Dataset section:
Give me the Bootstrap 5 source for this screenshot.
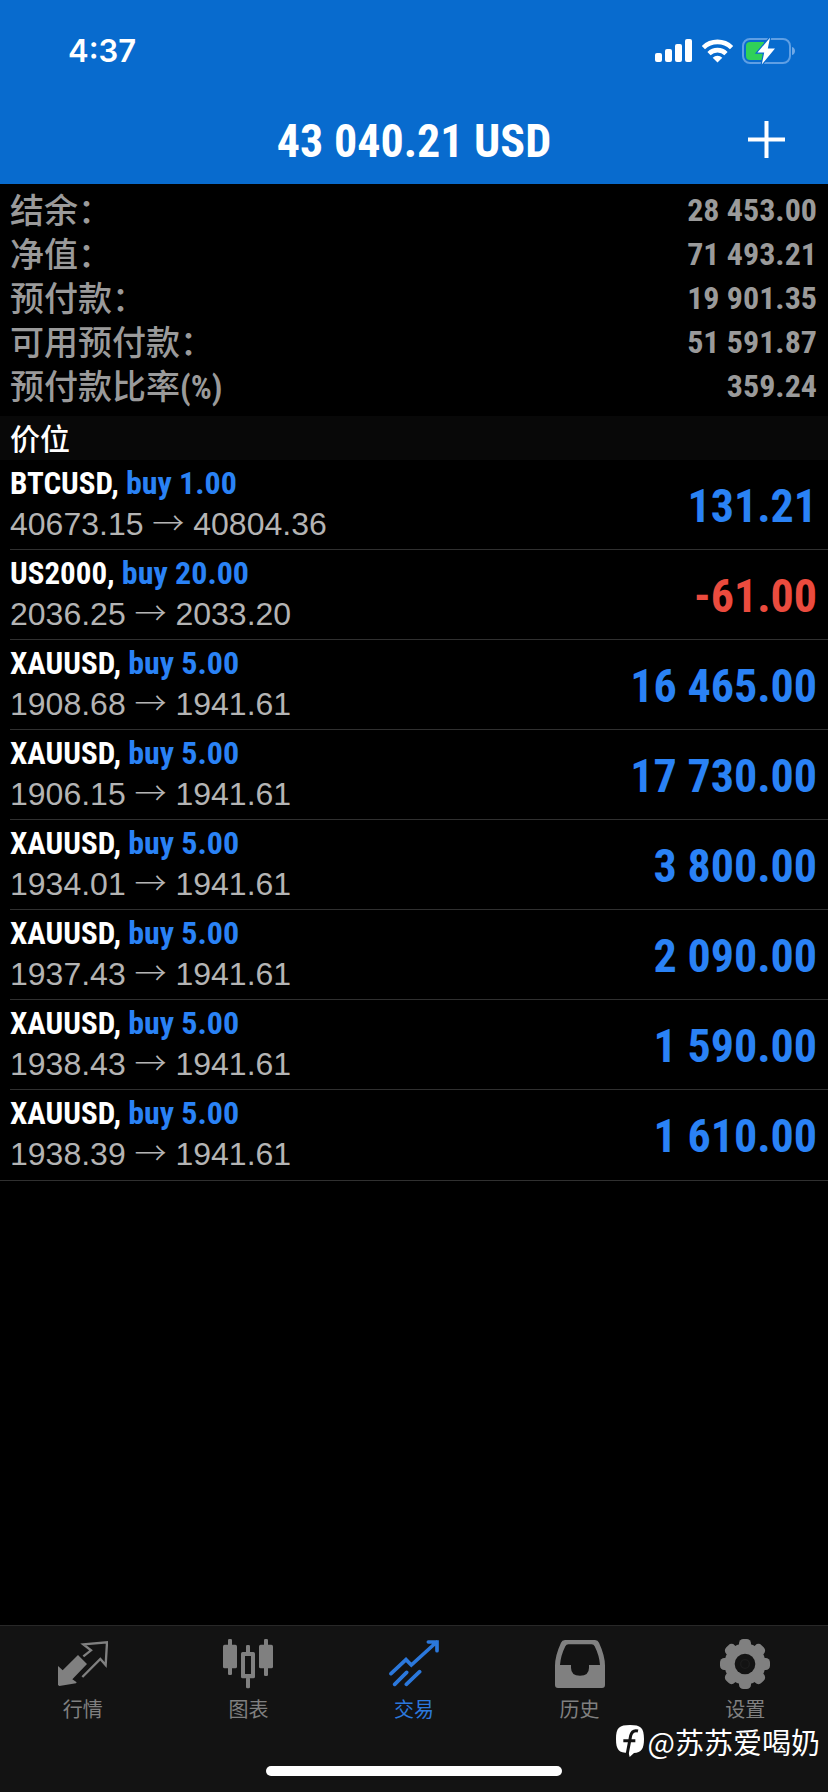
<!DOCTYPE html>
<html lang="zh-CN">
<head>
<meta charset="utf-8">
<meta name="viewport" content="width=device-width, initial-scale=1">
<title>交易</title>
<link href="https://cdn.jsdelivr.net/npm/bootstrap@5.3.0/dist/css/bootstrap.min.css" rel="stylesheet">
<style>
  :root {
    --narrow: "Roboto Condensed", "Liberation Sans", "Noto Sans CJK SC", sans-serif;
    --up: #2a82f5;
    --down: #eb4b3e;
  }
  body { background: #000; color: #fff; font-family: "Liberation Sans", "Noto Sans CJK SC", sans-serif; }
  svg { display: block; flex: none; }

  .app-top { background: #086bce; height: 184px; }
  .status-row { height: 98px; padding: 4px 32px 0 68px; }
  .clock { font: 600 31px/40px Inter, sans-serif; }
  .title-row { grid-template-columns: 1fr auto 1fr; height: 86px; padding: 0 43px; }
  .title-row h1 { font: 700 46px/56px var(--narrow); grid-column: 2; }
  .add-btn { color: #fff; justify-self: end; }

  .summary { padding: 4px 11px 8px 10px; }
  .summary dt { font: 500 34px/42px "Noto Sans CJK SC", sans-serif; color: #9a9a9a; height: 44px; }
  .unit { font: 700 33px/28px var(--narrow); }
  .summary dd { font: 700 32px/44px var(--narrow); color: #9a9a9a; }

  .section-title { background: #080808; font: 500 30px/42px "Noto Sans CJK SC", sans-serif; padding: 0 10px 2px; }

  .positions li { padding-left: 10px; }
  .positions li:last-child { padding-left: 0; border-bottom: 1px solid #303030; }
  .positions li:last-child .position { padding-left: 10px; border-bottom: 0; }
  .position { height: 90px; padding: 0 11px 2px 0; border-bottom: 1px solid #303030; }
  .symbol { font: 700 31px/40px var(--narrow); }
  .side { font-size: 32px; line-height: 32px; color: var(--up); }
  .prices { font: 400 32px/40px "Liberation Sans", sans-serif; color: #b4b4b4; }
  .arrow { font-family: "Noto Sans CJK SC", sans-serif; font-weight: 300; line-height: 1; }
  .profit { font: 700 46px/56px var(--narrow); color: var(--up); padding-top: 4px; }
  .loss { color: var(--down); }

  .app-tabs { background: #131313; border-top: 1px solid #282828; height: 167px; }
  .tab-item { color: #808080; font: 400 20px/28px "Noto Sans CJK SC", sans-serif; padding-top: 13px; gap: 6px; }
  .tab-item.active { color: #2b78dc; }
  .home-bar { width: 296px; height: 10px; bottom: 16px; background: #fff; }
  .watermark { right: 8px; bottom: 31px; font: 400 29px/40px "Noto Sans CJK SC", sans-serif; gap: 4px; }
</style>
</head>
<body>
<div class="d-flex flex-column min-vh-100">

  <header class="app-top">
    <div class="status-row d-flex align-items-center justify-content-between">
      <span class="clock">4:37</span>
      <div class="d-flex align-items-center gap-2">
        <svg width="38" height="24" viewBox="0 0 38 24" fill="#fff" aria-hidden="true">
          <rect x="0" y="14" width="7" height="9" rx="2"/><rect x="10" y="10" width="7" height="13" rx="2"/>
          <rect x="20" y="5" width="7" height="18" rx="2"/><rect x="30" y="0" width="7" height="23" rx="2"/>
        </svg>
        <svg width="33" height="24" viewBox="0 0 33 24" aria-hidden="true">
          <g fill="none" stroke="#fff" stroke-width="4.6"><path d="M2.4 8.6a20.2 20.2 0 0 1 28.2 0"/><path d="M8 14.6a12.2 12.2 0 0 1 17 0"/></g>
          <path fill="#fff" d="M16.5 23.6l-4.8-4.9a7 7 0 0 1 9.6 0z"/>
        </svg>
        <svg width="54" height="28" viewBox="0 0 54 28" aria-hidden="true">
          <rect x="1" y="2" width="47" height="24" rx="7" fill="none" stroke="#5f9fe4" stroke-width="2"/>
          <path fill="#6fa8e6" d="M50 10c4 1 4 7 0 8z"/>
          <path fill="#30d158" d="M8 5h14v18H8a4 4 0 0 1-4-4V9a4 4 0 0 1 4-4z"/>
          <path fill="#fff" stroke="#086bce" stroke-width="2.4" paint-order="stroke" d="M28 0.8L15.400 15.600h6.800L19.800 27.400 33 11.600h-7.200z"/>
        </svg>
      </div>
    </div>
    <div class="title-row d-grid align-items-center">
      <h1 class="m-0">43 040.21 USD</h1>
      <button type="button" class="add-btn btn p-0 pb-1 border-0" aria-label="新订单">
        <svg width="37" height="37" viewBox="0 0 37 37" stroke="#fff" stroke-width="4"><path d="M18.500 0v37M0 18.500h37"/></svg>
      </button>
    </div>
  </header>

  <main class="flex-grow-1">
    <dl class="summary m-0">
      <div class="d-flex justify-content-between"><dt>结余：</dt><dd class="m-0">28 453.00</dd></div>
      <div class="d-flex justify-content-between"><dt>净值：</dt><dd class="m-0">71 493.21</dd></div>
      <div class="d-flex justify-content-between"><dt>预付款：</dt><dd class="m-0">19 901.35</dd></div>
      <div class="d-flex justify-content-between"><dt>可用预付款：</dt><dd class="m-0">51 591.87</dd></div>
      <div class="d-flex justify-content-between"><dt>预付款比率<span class="unit">(%)</span></dt><dd class="m-0">359.24</dd></div>
    </dl>

    <h2 class="section-title m-0">价位</h2>

    <ul class="positions list-unstyled m-0">
      <li><div class="position d-flex align-items-center justify-content-between">
        <div><div class="symbol">BTCUSD, <span class="side">buy 1.00</span></div><div class="prices">40673.15 <span class="arrow">→</span> 40804.36</div></div>
        <div class="profit">131.21</div></div></li>
      <li><div class="position d-flex align-items-center justify-content-between">
        <div><div class="symbol">US2000, <span class="side">buy 20.00</span></div><div class="prices">2036.25 <span class="arrow">→</span> 2033.20</div></div>
        <div class="profit loss">-61.00</div></div></li>
      <li><div class="position d-flex align-items-center justify-content-between">
        <div><div class="symbol">XAUUSD, <span class="side">buy 5.00</span></div><div class="prices">1908.68 <span class="arrow">→</span> 1941.61</div></div>
        <div class="profit">16 465.00</div></div></li>
      <li><div class="position d-flex align-items-center justify-content-between">
        <div><div class="symbol">XAUUSD, <span class="side">buy 5.00</span></div><div class="prices">1906.15 <span class="arrow">→</span> 1941.61</div></div>
        <div class="profit">17 730.00</div></div></li>
      <li><div class="position d-flex align-items-center justify-content-between">
        <div><div class="symbol">XAUUSD, <span class="side">buy 5.00</span></div><div class="prices">1934.01 <span class="arrow">→</span> 1941.61</div></div>
        <div class="profit">3 800.00</div></div></li>
      <li><div class="position d-flex align-items-center justify-content-between">
        <div><div class="symbol">XAUUSD, <span class="side">buy 5.00</span></div><div class="prices">1937.43 <span class="arrow">→</span> 1941.61</div></div>
        <div class="profit">2 090.00</div></div></li>
      <li><div class="position d-flex align-items-center justify-content-between">
        <div><div class="symbol">XAUUSD, <span class="side">buy 5.00</span></div><div class="prices">1938.43 <span class="arrow">→</span> 1941.61</div></div>
        <div class="profit">1 590.00</div></div></li>
      <li><div class="position d-flex align-items-center justify-content-between">
        <div><div class="symbol">XAUUSD, <span class="side">buy 5.00</span></div><div class="prices">1938.39 <span class="arrow">→</span> 1941.61</div></div>
        <div class="profit">1 610.00</div></div></li>
    </ul>
  </main>

  <footer class="app-tabs position-relative">
    <nav class="row g-0" aria-label="主导航">
      <a href="#quotes" class="tab-item col d-flex flex-column align-items-center text-decoration-none">
        <svg width="50" height="50" viewBox="0 0 150 150" aria-hidden="true">
          <path fill="currentColor" d="M0 81l14 13 46-46 27 27-44 46 13 9-2 3-50 8-4-3z"/>
          <path fill="none" stroke="currentColor" stroke-width="7" d="M76 52l23-18-23-18 71-6-4 68-16-18-54 54"/>
        </svg>行情</a>
      <a href="#charts" class="tab-item col d-flex flex-column align-items-center text-decoration-none">
        <svg width="50" height="50" viewBox="0 0 150 150" fill="currentColor" aria-hidden="true">
          <rect x="0" y="17" width="42" height="71" rx="5"/><rect x="15" y="0" width="12" height="108" rx="4"/>
          <rect x="108" y="17" width="42" height="71" rx="5"/><rect x="123" y="0" width="12" height="111" rx="4"/>
          <path fill-rule="evenodd" d="M59 39h32a5 5 0 0 1 5 5v69a5 5 0 0 1-5 5H59a5 5 0 0 1-5-5V44a5 5 0 0 1 5-5zm7 12v54h18V51z"/>
          <rect x="69" y="18" width="12" height="24" rx="4"/><rect x="69" y="115" width="12" height="33" rx="4"/>
        </svg>图表</a>
      <a href="#trade" class="tab-item active col d-flex flex-column align-items-center text-decoration-none" aria-current="page">
        <svg width="50" height="50" viewBox="0 0 150 150" fill="none" stroke="currentColor" stroke-width="11" stroke-linecap="round" aria-hidden="true">
          <path d="M6 104l45-42 16 16 76-69M118 9h26v26M17 136l36-36M52 136l40-38"/>
        </svg>交易</a>
      <a href="#history" class="tab-item col d-flex flex-column align-items-center text-decoration-none">
        <svg width="50" height="50" viewBox="0 0 150 150" fill="currentColor" aria-hidden="true">
          <path fill-rule="evenodd" d="M30 3h90q9 0 12 8Q150 50 150 80v58q0 9-9 9H9q-9 0-9-9V80Q0 50 18 11q3-8 12-8zm10 13q-6 0-9 6Q17 50 15 78h33v8q0 24 27 24t27-24v-8h33q-2-28-16-56-3-6-9-6z"/>
        </svg>历史</a>
      <a href="#settings" class="tab-item col d-flex flex-column align-items-center text-decoration-none">
        <svg width="50" height="50" viewBox="0 0 150 150" aria-hidden="true">
          <g fill="currentColor"><circle cx="75" cy="75" r="62"/>
          <rect x="57" y="0" width="36" height="150" rx="13"/>
          <rect x="57" y="0" width="36" height="150" rx="13" transform="rotate(45 75 75)"/>
          <rect x="57" y="0" width="36" height="150" rx="13" transform="rotate(90 75 75)"/>
          <rect x="57" y="0" width="36" height="150" rx="13" transform="rotate(135 75 75)"/></g>
          <circle cx="75" cy="75" r="31" fill="#131313"/><circle cx="75" cy="75" r="13" fill="none" stroke="#1c1c1c" stroke-width="4"/>
        </svg>设置</a>
    </nav>
    <div class="home-bar position-absolute start-50 translate-middle-x rounded-pill"></div>
    <div class="watermark position-absolute d-flex align-items-center">
      <svg width="28" height="32" viewBox="0 0 84 96" aria-hidden="true">
        <path fill="#fff" d="M42 0c32 0 42 8 42 42 0 30-8 41-30 42L41 96l-3-12C8 84 0 74 0 42 0 8 10 0 42 0z"/>
        <path fill="none" stroke="#131313" stroke-width="9" d="M66 18c-12-3-19 2-22 14L33 90M22 47h36"/>
      </svg>
      <span>@苏苏爱喝奶</span>
    </div>
  </footer>
</div>
<script src="https://cdn.jsdelivr.net/npm/bootstrap@5.3.0/dist/js/bootstrap.bundle.min.js"></script>
</body>
</html>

Problem description: Print the data above verbatim from the first line through the line holding "block; flex: none;", leaving every picture out.

Exercise answer:
Give me the Bootstrap 5 source for this screenshot.
<!DOCTYPE html>
<html lang="zh-CN">
<head>
<meta charset="utf-8">
<meta name="viewport" content="width=device-width, initial-scale=1">
<title>交易</title>
<link href="https://cdn.jsdelivr.net/npm/bootstrap@5.3.0/dist/css/bootstrap.min.css" rel="stylesheet">
<style>
  :root {
    --narrow: "Roboto Condensed", "Liberation Sans", "Noto Sans CJK SC", sans-serif;
    --up: #2a82f5;
    --down: #eb4b3e;
  }
  body { background: #000; color: #fff; font-family: "Liberation Sans", "Noto Sans CJK SC", sans-serif; }
  svg { display: block; flex: none; }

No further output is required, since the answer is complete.